■ **SUPPLIED DATA**:
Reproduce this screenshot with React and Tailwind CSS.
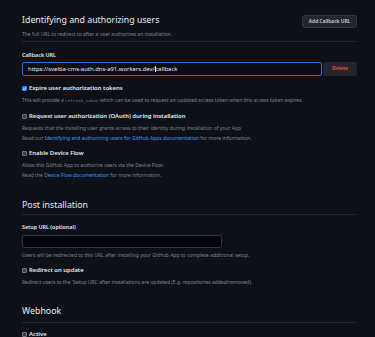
import React from "react";

const font = { fontFamily: '"Noto Sans", "Liberation Sans", sans-serif' };

function Check({ checked }) {
  if (checked) {
    return (
      <span className="inline-flex w-[5px] h-[5px] rounded-[1px] bg-[#2f81f7] items-center justify-center shrink-0">
        <svg viewBox="0 0 10 10" className="w-[5px] h-[5px]">
          <path d="M2 5.2 L4.2 7.3 L8 2.8" stroke="#fff" strokeWidth="1.6" fill="none" />
        </svg>
      </span>
    );
  }
  return <span className="inline-block w-[5px] h-[5px] rounded-[1px] bg-[#3a3f46] border-[0.5px] border-[#6e7681] shrink-0" />;
}

function CheckRow({ checked, children, mt }) {
  return (
    <div className={`flex items-center gap-[2px] h-[8px] ${mt}`}>
      <Check checked={checked} />
      <span className="text-[5.9px] leading-[8px] font-semibold text-[#e6edf3] whitespace-nowrap">{children}</span>
    </div>
  );
}

function Desc({ children, mt }) {
  return <div className={`h-[8px] text-[5px] leading-[8px] text-[#7d8590] whitespace-nowrap ${mt}`}>{children}</div>;
}

function Link({ children }) {
  return <span className="text-[#4493f8]">{children}</span>;
}

export default function App() {
  return (
    <div className="w-[375px] h-[337px] bg-[#0d1117] overflow-hidden" style={font}>
      <div className="w-[335px] ml-[22px] pt-[13px]">
        <div className="flex items-center justify-between h-[15px]">
          <div className="text-[8.8px] leading-[15px] text-[#e6edf3]">Identifying and authorizing users</div>
          <div className="h-[13px] w-[55px] mt-[2px] rounded-[3px] bg-[#21262d] border-[0.5px] border-[#30363d] flex items-center justify-center text-[4.9px] font-semibold text-[#c9d1d9] whitespace-nowrap">
            Add Callback URL
          </div>
        </div>
        <Desc mt="mt-[2px]">The full URL to redirect to after a user authorizes an installation.</Desc>
        <div className="mt-[3px] h-px bg-[#21262d]" />
        <div className="mt-[9px] h-[8px] text-[5.4px] leading-[8px] font-semibold text-[#e6edf3]">Callback URL</div>
        <div className="mt-[3px] flex gap-[1px] h-[14px]">
          <div className="w-[300px] h-[14px] rounded-[2px] border border-[#2f6fd6] bg-[#0a0d12] flex items-center pl-[5px] text-[5.9px] text-[#e6edf3] whitespace-nowrap">
            https://sveltia-cms-auth.dns-a91.workers.dev/
            <span className="inline-block w-[0.6px] h-[6px] bg-[#e6edf3]" />
            callback
          </div>
          <div className="w-[34px] h-[14px] rounded-[3px] bg-[#21262d] flex items-center justify-center text-[5px] font-semibold text-[#f85149]">
            Delete
          </div>
        </div>
        <CheckRow checked mt="mt-[8px]">Expire user authorization tokens</CheckRow>
        <Desc mt="mt-[4px]">
          This will provide a <span className="text-[4.3px]" style={{ fontFamily: '"Liberation Mono", monospace' }}>refresh_token</span> which can be used to request an updated access token when this access token expires.
        </Desc>
        <CheckRow mt="mt-[8px]">Request user authorization (OAuth) during installation</CheckRow>
        <Desc mt="mt-[4px]">Requests that the installing user grants access to their identity during installation of your App</Desc>
        <Desc mt="mt-[2px]">
          Read our <Link>Identifying and authorizing users for GitHub Apps documentation</Link> for more information.
        </Desc>
        <CheckRow mt="mt-[7px]">Enable Device Flow</CheckRow>
        <Desc mt="mt-[4px]">Allow this GitHub App to authorize users via the Device Flow.</Desc>
        <Desc mt="mt-[2px]">
          Read the <Link>Device Flow documentation</Link> for more information.
        </Desc>

        <div className="mt-[20px] h-[12px] text-[8.8px] leading-[12px] text-[#e6edf3]">Post installation</div>
        <div className="mt-[3px] h-px bg-[#21262d]" />
        <div className="mt-[8px] h-[8px] text-[5.4px] leading-[8px] font-semibold text-[#e6edf3]">Setup URL (optional)</div>
        <div className="mt-[4px] w-[200px] h-[13px] rounded-[2px] border-[0.5px] border-[#30363d] bg-[#010409]" />
        <Desc mt="mt-[3px]">Users will be redirected to this URL after installing your GitHub App to complete additional setup.</Desc>
        <CheckRow mt="mt-[7px]">Redirect on update</CheckRow>
        <Desc mt="mt-[4px]">Redirect users to the 'Setup URL' after installations are updated (E.g. repositories added/removed).</Desc>

        <div className="mt-[19px] h-[12px] text-[8.8px] leading-[12px] text-[#e6edf3]">Webhook</div>
        <div className="mt-[5px] h-px bg-[#21262d]" />
        <CheckRow mt="mt-[7px]">Active</CheckRow>
      </div>
    </div>
  );
}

■ **WHAT THE TASK ASKS**:
Return the listing above unchanged, apart from dropping its pictures.

■ **ANSWER BELOW**:
Reproduce this screenshot with React and Tailwind CSS.
import React from "react";

const font = { fontFamily: '"Noto Sans", "Liberation Sans", sans-serif' };

function Check({ checked }) {
  if (checked) {
    return (
      <span className="inline-flex w-[5px] h-[5px] rounded-[1px] bg-[#2f81f7] items-center justify-center shrink-0">
        <svg viewBox="0 0 10 10" className="w-[5px] h-[5px]">
          <path d="M2 5.2 L4.2 7.3 L8 2.8" stroke="#fff" strokeWidth="1.6" fill="none" />
        </svg>
      </span>
    );
  }
  return <span className="inline-block w-[5px] h-[5px] rounded-[1px] bg-[#3a3f46] border-[0.5px] border-[#6e7681] shrink-0" />;
}

function CheckRow({ checked, children, mt }) {
  return (
    <div className={`flex items-center gap-[2px] h-[8px] ${mt}`}>
      <Check checked={checked} />
      <span className="text-[5.9px] leading-[8px] font-semibold text-[#e6edf3] whitespace-nowrap">{children}</span>
    </div>
  );
}

function Desc({ children, mt }) {
  return <div className={`h-[8px] text-[5px] leading-[8px] text-[#7d8590] whitespace-nowrap ${mt}`}>{children}</div>;
}

function Link({ children }) {
  return <span className="text-[#4493f8]">{children}</span>;
}

export default function App() {
  return (
    <div className="w-[375px] h-[337px] bg-[#0d1117] overflow-hidden" style={font}>
      <div className="w-[335px] ml-[22px] pt-[13px]">
        <div className="flex items-center justify-between h-[15px]">
          <div className="text-[8.8px] leading-[15px] text-[#e6edf3]">Identifying and authorizing users</div>
          <div className="h-[13px] w-[55px] mt-[2px] rounded-[3px] bg-[#21262d] border-[0.5px] border-[#30363d] flex items-center justify-center text-[4.9px] font-semibold text-[#c9d1d9] whitespace-nowrap">
            Add Callback URL
          </div>
        </div>
        <Desc mt="mt-[2px]">The full URL to redirect to after a user authorizes an installation.</Desc>
        <div className="mt-[3px] h-px bg-[#21262d]" />
        <div className="mt-[9px] h-[8px] text-[5.4px] leading-[8px] font-semibold text-[#e6edf3]">Callback URL</div>
        <div className="mt-[3px] flex gap-[1px] h-[14px]">
          <div className="w-[300px] h-[14px] rounded-[2px] border border-[#2f6fd6] bg-[#0a0d12] flex items-center pl-[5px] text-[5.9px] text-[#e6edf3] whitespace-nowrap">
            https://sveltia-cms-auth.dns-a91.workers.dev/
            <span className="inline-block w-[0.6px] h-[6px] bg-[#e6edf3]" />
            callback
          </div>
          <div className="w-[34px] h-[14px] rounded-[3px] bg-[#21262d] flex items-center justify-center text-[5px] font-semibold text-[#f85149]">
            Delete
          </div>
        </div>
        <CheckRow checked mt="mt-[8px]">Expire user authorization tokens</CheckRow>
        <Desc mt="mt-[4px]">
          This will provide a <span className="text-[4.3px]" style={{ fontFamily: '"Liberation Mono", monospace' }}>refresh_token</span> which can be used to request an updated access token when this access token expires.
        </Desc>
        <CheckRow mt="mt-[8px]">Request user authorization (OAuth) during installation</CheckRow>
        <Desc mt="mt-[4px]">Requests that the installing user grants access to their identity during installation of your App</Desc>
        <Desc mt="mt-[2px]">
          Read our <Link>Identifying and authorizing users for GitHub Apps documentation</Link> for more information.
        </Desc>
        <CheckRow mt="mt-[7px]">Enable Device Flow</CheckRow>
        <Desc mt="mt-[4px]">Allow this GitHub App to authorize users via the Device Flow.</Desc>
        <Desc mt="mt-[2px]">
          Read the <Link>Device Flow documentation</Link> for more information.
        </Desc>

        <div className="mt-[20px] h-[12px] text-[8.8px] leading-[12px] text-[#e6edf3]">Post installation</div>
        <div className="mt-[3px] h-px bg-[#21262d]" />
        <div className="mt-[8px] h-[8px] text-[5.4px] leading-[8px] font-semibold text-[#e6edf3]">Setup URL (optional)</div>
        <div className="mt-[4px] w-[200px] h-[13px] rounded-[2px] border-[0.5px] border-[#30363d] bg-[#010409]" />
        <Desc mt="mt-[3px]">Users will be redirected to this URL after installing your GitHub App to complete additional setup.</Desc>
        <CheckRow mt="mt-[7px]">Redirect on update</CheckRow>
        <Desc mt="mt-[4px]">Redirect users to the 'Setup URL' after installations are updated (E.g. repositories added/removed).</Desc>

        <div className="mt-[19px] h-[12px] text-[8.8px] leading-[12px] text-[#e6edf3]">Webhook</div>
        <div className="mt-[5px] h-px bg-[#21262d]" />
        <CheckRow mt="mt-[7px]">Active</CheckRow>
      </div>
    </div>
  );
}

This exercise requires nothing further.